→ **Written request**
Reproduce the data below in full and exclude every picture.

Pages as source code
**********

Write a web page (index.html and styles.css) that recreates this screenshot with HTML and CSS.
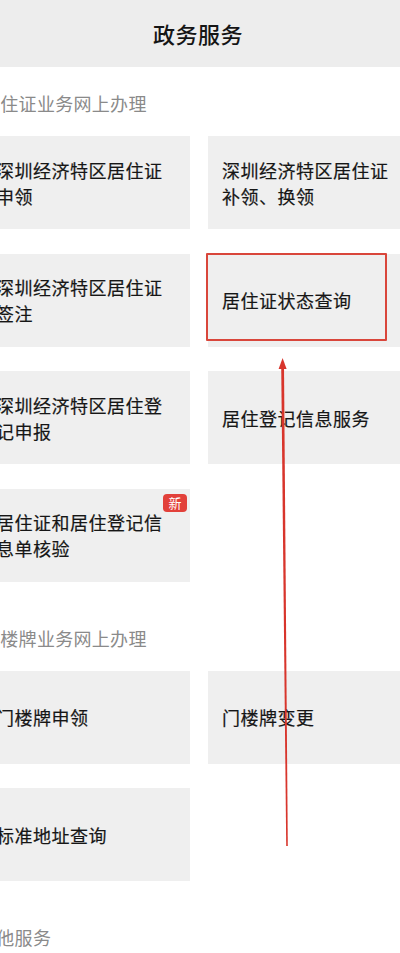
FILE: index.html
```html
<!DOCTYPE html>
<html lang="zh-CN">
<head>
  <meta charset="utf-8">
  <title>政务服务</title>
  <link rel="stylesheet" href="styles.css">
</head>
<body>
  <div class="page">
    <div class="header">政务服务</div>

    <div class="content">
      <div class="section">
        <div class="section_title">居住证业务网上办理</div>
        <div class="grid">
          <div class="card">深圳经济特区居住证申领</div>
          <div class="card">深圳经济特区居住证补领、换领</div>
          <div class="card">深圳经济特区居住证签注</div>
          <div class="card">居住证状态查询</div>
          <div class="card">深圳经济特区居住登记申报</div>
          <div class="card">居住登记信息服务</div>
          <div class="card">居住证和居住登记信息单核验<span class="badge">新</span></div>
        </div>
      </div>

      <div class="section">
        <div class="section_title">门楼牌业务网上办理</div>
        <div class="grid">
          <div class="card">门楼牌申领</div>
          <div class="card">门楼牌变更</div>
          <div class="card">标准地址查询</div>
        </div>
      </div>

      <div class="section">
        <div class="section_title other">其他服务</div>
      </div>
    </div>

    <!-- annotation drawn over the screenshot -->
    <div class="mark_box"></div>
    <svg class="mark_arrow" width="400" height="953" viewBox="0 0 400 953">
      <path d="M284 366 L287.8 846 L286.2 846 L281.2 366 Z" fill="#d8352c"/>
      <path d="M282.6 358 L278.6 369 L286.6 369 Z" fill="#d8352c"/>
    </svg>
  </div>
</body>
</html>
```

FILE: styles.css
```css
html, body {
  margin: 0;
  padding: 0;
  background: #fff;
}

body {
  width: 400px;
  overflow: hidden;
  font-family: "Noto Sans CJK SC", "Noto Sans", sans-serif;
}

.page {
  position: relative;
  width: 400px;
  min-height: 953px;
}

.header {
  height: 67px;
  line-height: 67px;
  background: #ededed;
  text-align: center;
  padding-right: 4px;
  font-size: 22px;
  font-weight: 500;
  color: #151515;
  letter-spacing: 0.5px;
}

/* the shot is cropped on the left, so the content starts off-screen */
.content {
  width: 434px;
  margin-left: -18px;
}

.section {
  padding-bottom: 20px;
}

.section_title {
  padding-top: 24px;
  height: 24px;
  line-height: 24px;
  margin-bottom: 21px;
  font-size: 18px;
  color: #8a8a8a;
  letter-spacing: 0.3px;
}

.section_title.other {
  margin-left: -4px;
}

.grid {
  display: grid;
  grid-template-columns: 208px 208px;
  gap: 24.5px 18px;
}

.card {
  position: relative;
  height: 93px;
  box-sizing: border-box;
  padding: 0 20px 0 14px;
  display: flex;
  align-items: center;
  background: #efefef;
  font-size: 18px;
  line-height: 26px;
  letter-spacing: 0.5px;
  color: #161616;
  -webkit-text-stroke: 0.2px #161616;
}

.badge {
  position: absolute;
  top: 5px;
  right: 3px;
  width: 24px;
  height: 18px;
  line-height: 18px;
  border-radius: 4px;
  background: #e2403a;
  color: #fff;
  font-size: 13px;
  letter-spacing: 0;
  text-align: center;
  -webkit-text-stroke: 0;
}

.mark_box {
  position: absolute;
  left: 206px;
  top: 253px;
  width: 177px;
  height: 84px;
  border: 2px solid #d9463b;
  border-radius: 1px;
}

.mark_arrow {
  position: absolute;
  left: 0;
  top: 0;
}
```
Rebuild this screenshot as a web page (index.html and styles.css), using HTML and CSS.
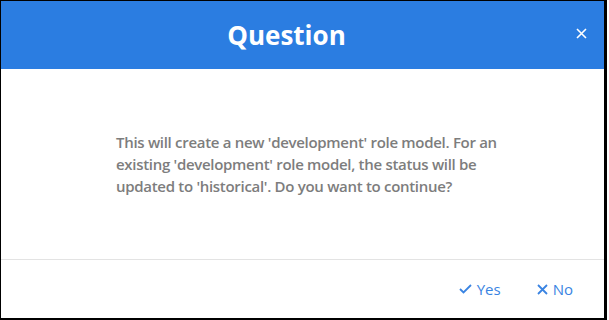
FILE: index.html
```html
<!DOCTYPE html>
<html lang="en">
<head>
    <meta charset="UTF-8">
    <meta name="viewport" content="width=device-width, initial-scale=1.0">
    <title>Question</title>
    <link rel="stylesheet" href="styles.css">
</head>
<body>
    <div class="dialog">
        <div class="dialog-header">
            <h1>Question</h1>
            <button class="close-btn" aria-label="Close">
                <svg width="11" height="11" viewBox="0 0 11 11"><path d="M1 1L10 10M10 1L1 10" stroke="#fff" stroke-width="1.6" fill="none"/></svg>
            </button>
        </div>
        <div class="dialog-body">
            <p>This will create a new 'development' role model. For an existing 'development' role model, the status will be updated to 'historical'. Do you want to continue?</p>
        </div>
        <div class="dialog-footer">
            <button class="btn-link">
                <svg width="13" height="10" viewBox="0 0 13 10"><path d="M1 5L4.5 8.5L12 1" stroke="currentColor" stroke-width="1.8" fill="none"/></svg>
                Yes
            </button>
            <button class="btn-link">
                <svg width="11" height="11" viewBox="0 0 11 11"><path d="M1 1L10 10M10 1L1 10" stroke="currentColor" stroke-width="1.8" fill="none"/></svg>
                No
            </button>
        </div>
    </div>
</body>
</html>
```

FILE: styles.css
```css
body {
    margin: 0;
    font-family: "Open Sans", "Noto Sans", sans-serif;
    background: white;
}

.dialog {
    width: 603px;
    height: 317px;
    border-style: solid;
    border-color: #000;
    border-width: 1px 3px 2px 1px;
    display: flex;
    flex-direction: column;
    background: white;
}

.dialog-header {
    height: 68px;
    background: #2b7de1;
    display: flex;
    align-items: center;
    justify-content: center;
    padding-right: 32px;
    position: relative;
}

.dialog-header h1 {
    margin: 0;
    color: white;
    font-size: 26px;
    font-weight: 700;
}

.close-btn {
    position: absolute;
    right: 17px;
    top: 27px;
    background: none;
    border: none;
    padding: 0;
    cursor: pointer;
    line-height: 0;
}

.dialog-body {
    flex: 1;
    padding: 0 0 0 115px;
    display: flex;
    align-items: center;
    border-bottom: 1px solid #e3e3e3;
}

.dialog-body p {
    margin: 0;
    width: 390px;
    color: #7d7d7d;
    font-size: 15px;
    font-weight: 600;
    letter-spacing: -0.3px;
    line-height: 22px;
}

.dialog-footer {
    height: 58px;
    display: flex;
    justify-content: flex-end;
    align-items: center;
    gap: 36px;
    padding-right: 31px;
}

.btn-link {
    background: none;
    border: none;
    padding: 0;
    color: #3a84e2;
    font-family: inherit;
    font-size: 15px;
    display: flex;
    align-items: center;
    gap: 5px;
    cursor: pointer;
}
```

**********

→ **The output**
Write a web page (index.html and styles.css) that recreates this screenshot with HTML and CSS.
FILE: index.html
```html
<!DOCTYPE html>
<html lang="zh-CN">
<head>
  <meta charset="utf-8">
  <title>政务服务</title>
  <link rel="stylesheet" href="styles.css">
</head>
<body>
  <div class="page">
    <div class="header">政务服务</div>

    <div class="content">
      <div class="section">
        <div class="section_title">居住证业务网上办理</div>
        <div class="grid">
          <div class="card">深圳经济特区居住证申领</div>
          <div class="card">深圳经济特区居住证补领、换领</div>
          <div class="card">深圳经济特区居住证签注</div>
          <div class="card">居住证状态查询</div>
          <div class="card">深圳经济特区居住登记申报</div>
          <div class="card">居住登记信息服务</div>
          <div class="card">居住证和居住登记信息单核验<span class="badge">新</span></div>
        </div>
      </div>

      <div class="section">
        <div class="section_title">门楼牌业务网上办理</div>
        <div class="grid">
          <div class="card">门楼牌申领</div>
          <div class="card">门楼牌变更</div>
          <div class="card">标准地址查询</div>
        </div>
      </div>

      <div class="section">
        <div class="section_title other">其他服务</div>
      </div>
    </div>

    <!-- annotation drawn over the screenshot -->
    <div class="mark_box"></div>
    <svg class="mark_arrow" width="400" height="953" viewBox="0 0 400 953">
      <path d="M284 366 L287.8 846 L286.2 846 L281.2 366 Z" fill="#d8352c"/>
      <path d="M282.6 358 L278.6 369 L286.6 369 Z" fill="#d8352c"/>
    </svg>
  </div>
</body>
</html>
```

FILE: styles.css
```css
html, body {
  margin: 0;
  padding: 0;
  background: #fff;
}

body {
  width: 400px;
  overflow: hidden;
  font-family: "Noto Sans CJK SC", "Noto Sans", sans-serif;
}

.page {
  position: relative;
  width: 400px;
  min-height: 953px;
}

.header {
  height: 67px;
  line-height: 67px;
  background: #ededed;
  text-align: center;
  padding-right: 4px;
  font-size: 22px;
  font-weight: 500;
  color: #151515;
  letter-spacing: 0.5px;
}

/* the shot is cropped on the left, so the content starts off-screen */
.content {
  width: 434px;
  margin-left: -18px;
}

.section {
  padding-bottom: 20px;
}

.section_title {
  padding-top: 24px;
  height: 24px;
  line-height: 24px;
  margin-bottom: 21px;
  font-size: 18px;
  color: #8a8a8a;
  letter-spacing: 0.3px;
}

.section_title.other {
  margin-left: -4px;
}

.grid {
  display: grid;
  grid-template-columns: 208px 208px;
  gap: 24.5px 18px;
}

.card {
  position: relative;
  height: 93px;
  box-sizing: border-box;
  padding: 0 20px 0 14px;
  display: flex;
  align-items: center;
  background: #efefef;
  font-size: 18px;
  line-height: 26px;
  letter-spacing: 0.5px;
  color: #161616;
  -webkit-text-stroke: 0.2px #161616;
}

.badge {
  position: absolute;
  top: 5px;
  right: 3px;
  width: 24px;
  height: 18px;
  line-height: 18px;
  border-radius: 4px;
  background: #e2403a;
  color: #fff;
  font-size: 13px;
  letter-spacing: 0;
  text-align: center;
  -webkit-text-stroke: 0;
}

.mark_box {
  position: absolute;
  left: 206px;
  top: 253px;
  width: 177px;
  height: 84px;
  border: 2px solid #d9463b;
  border-radius: 1px;
}

.mark_arrow {
  position: absolute;
  left: 0;
  top: 0;
}
```
Rebuild this screenshot as a web page (index.html and styles.css), using HTML and CSS.
FILE: index.html
```html
<!DOCTYPE html>
<html lang="en">
<head>
    <meta charset="UTF-8">
    <meta name="viewport" content="width=device-width, initial-scale=1.0">
    <title>Question</title>
    <link rel="stylesheet" href="styles.css">
</head>
<body>
    <div class="dialog">
        <div class="dialog-header">
            <h1>Question</h1>
            <button class="close-btn" aria-label="Close">
                <svg width="11" height="11" viewBox="0 0 11 11"><path d="M1 1L10 10M10 1L1 10" stroke="#fff" stroke-width="1.6" fill="none"/></svg>
            </button>
        </div>
        <div class="dialog-body">
            <p>This will create a new 'development' role model. For an existing 'development' role model, the status will be updated to 'historical'. Do you want to continue?</p>
        </div>
        <div class="dialog-footer">
            <button class="btn-link">
                <svg width="13" height="10" viewBox="0 0 13 10"><path d="M1 5L4.5 8.5L12 1" stroke="currentColor" stroke-width="1.8" fill="none"/></svg>
                Yes
            </button>
            <button class="btn-link">
                <svg width="11" height="11" viewBox="0 0 11 11"><path d="M1 1L10 10M10 1L1 10" stroke="currentColor" stroke-width="1.8" fill="none"/></svg>
                No
            </button>
        </div>
    </div>
</body>
</html>
```

FILE: styles.css
```css
body {
    margin: 0;
    font-family: "Open Sans", "Noto Sans", sans-serif;
    background: white;
}

.dialog {
    width: 603px;
    height: 317px;
    border-style: solid;
    border-color: #000;
    border-width: 1px 3px 2px 1px;
    display: flex;
    flex-direction: column;
    background: white;
}

.dialog-header {
    height: 68px;
    background: #2b7de1;
    display: flex;
    align-items: center;
    justify-content: center;
    padding-right: 32px;
    position: relative;
}

.dialog-header h1 {
    margin: 0;
    color: white;
    font-size: 26px;
    font-weight: 700;
}

.close-btn {
    position: absolute;
    right: 17px;
    top: 27px;
    background: none;
    border: none;
    padding: 0;
    cursor: pointer;
    line-height: 0;
}

.dialog-body {
    flex: 1;
    padding: 0 0 0 115px;
    display: flex;
    align-items: center;
    border-bottom: 1px solid #e3e3e3;
}

.dialog-body p {
    margin: 0;
    width: 390px;
    color: #7d7d7d;
    font-size: 15px;
    font-weight: 600;
    letter-spacing: -0.3px;
    line-height: 22px;
}

.dialog-footer {
    height: 58px;
    display: flex;
    justify-content: flex-end;
    align-items: center;
    gap: 36px;
    padding-right: 31px;
}

.btn-link {
    background: none;
    border: none;
    padding: 0;
    color: #3a84e2;
    font-family: inherit;
    font-size: 15px;
    display: flex;
    align-items: center;
    gap: 5px;
    cursor: pointer;
}
```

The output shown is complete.